I will put these up as a survey on the Screen Matrix blog site, so if anyone feels strongly about them they can register their passion.


The “New” strategy seems rather like the existing strategy, with the exception of a couple of strands it would not be politically adept to have mentioned. However, the desired end result would be good to see, so I shall try to be pragmatic about the political aspects of launching initiatives. In terms of Regulation and Competitiveness, it looks like with more investment and support from government it would actually be possible to achieve the government’s goals. We are not far behind and the US has its own troubles with which to contend.

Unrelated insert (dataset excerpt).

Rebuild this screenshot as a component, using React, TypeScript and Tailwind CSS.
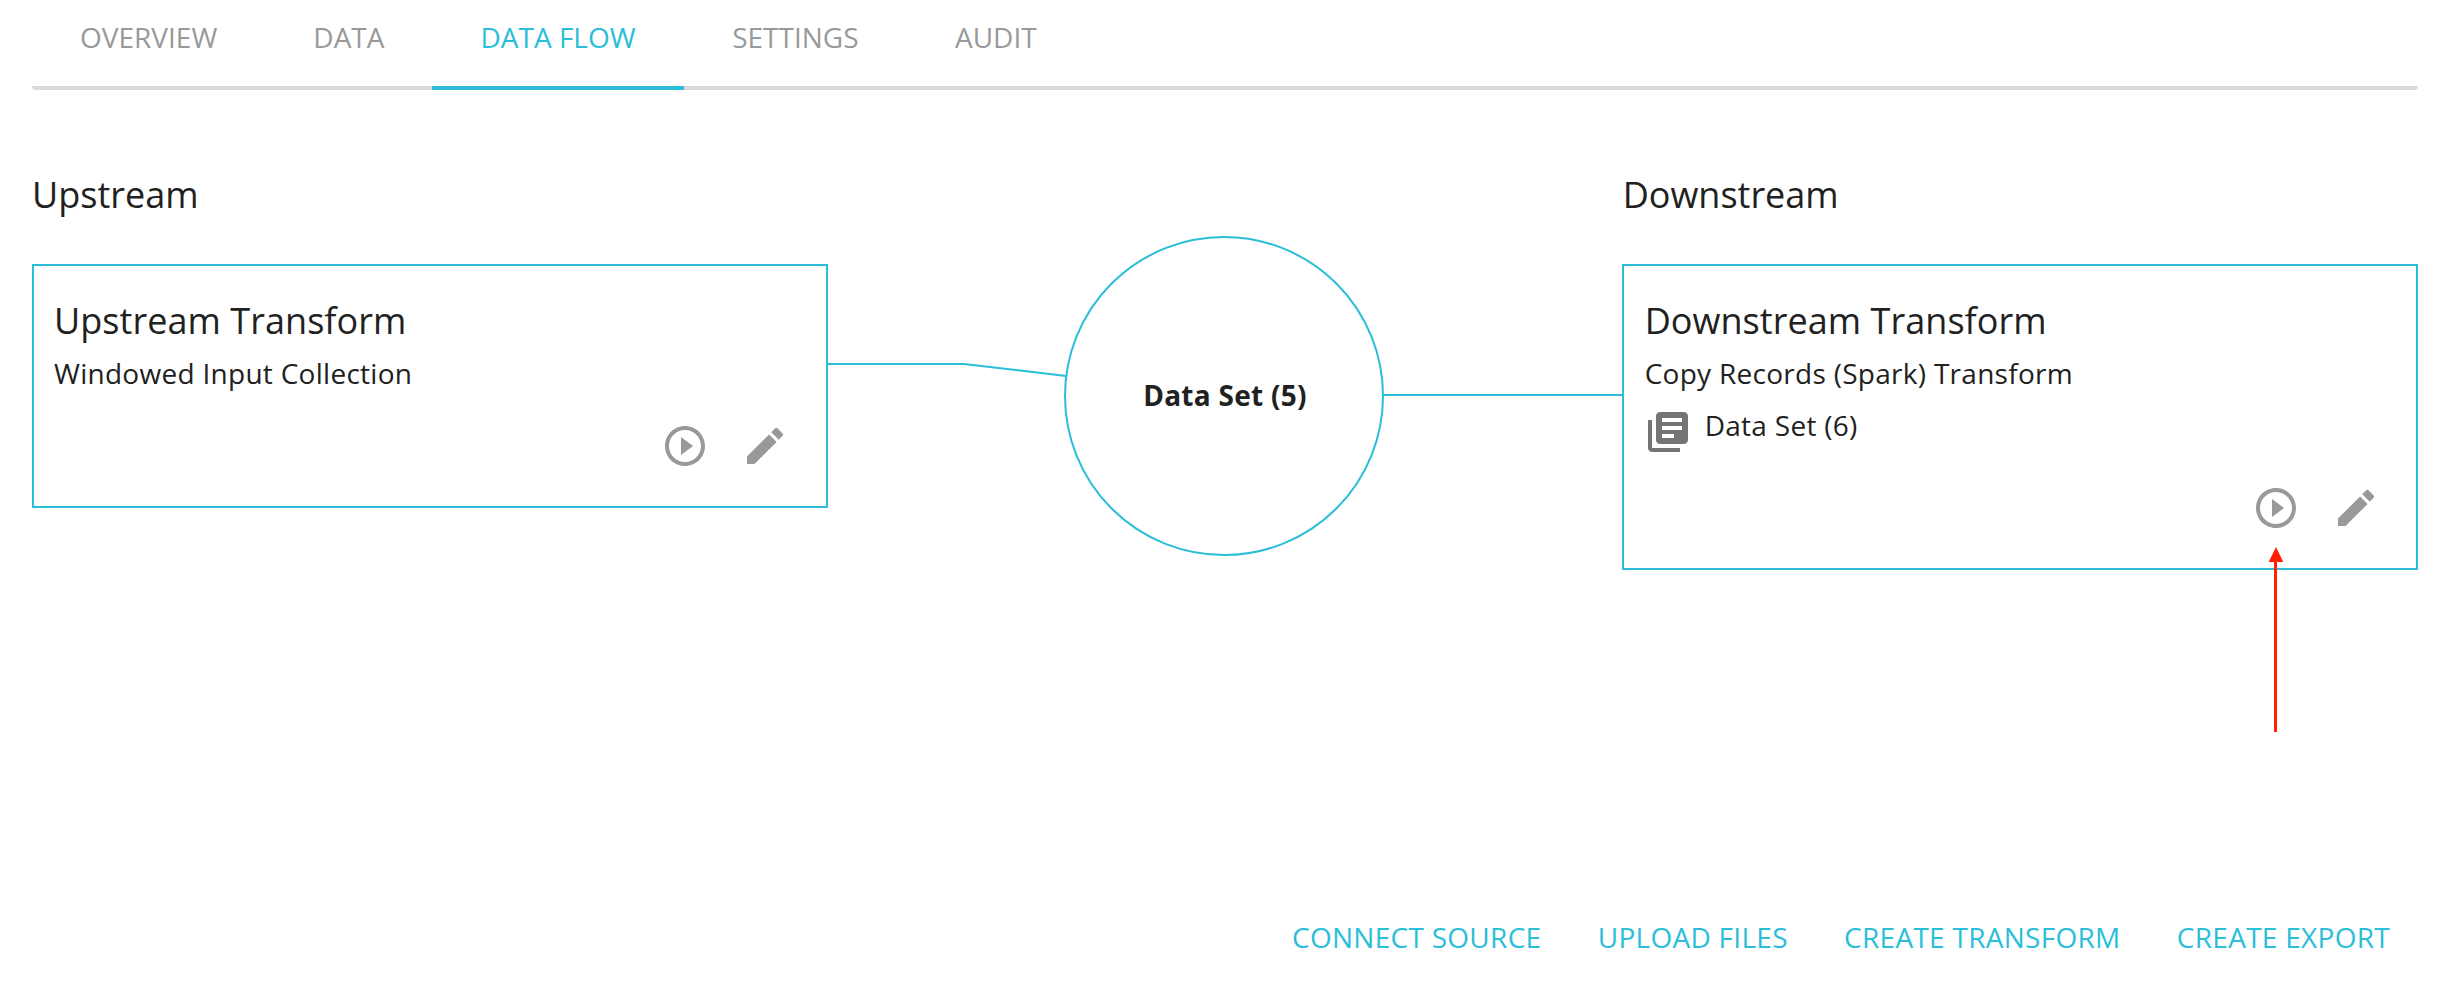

On Infrastructure, Data and Digital Skills, it is hard to see the UK government meeting the very aggressive targets they have set themselves. I hope they do, but I also want to see feet being held to the fire if, having promised so much, they don’t achieve it.

On “Making the UK the safest place to live and work on-line” and “Maintaining the UK government as a world leader in serving its citizens on-line” there are very real failings which need to be addressed. Investment into the former has been announced and hopefully lessons will have been learned from recent failures which will address the latter.

As a lesson in the government art of selling someone the same car twice, this is pretty much par for the course, but this really matters and having proclaimed their commitment to the cause it would be particularly disappointing to see the opportunities slip away in yet more “omni shambles”.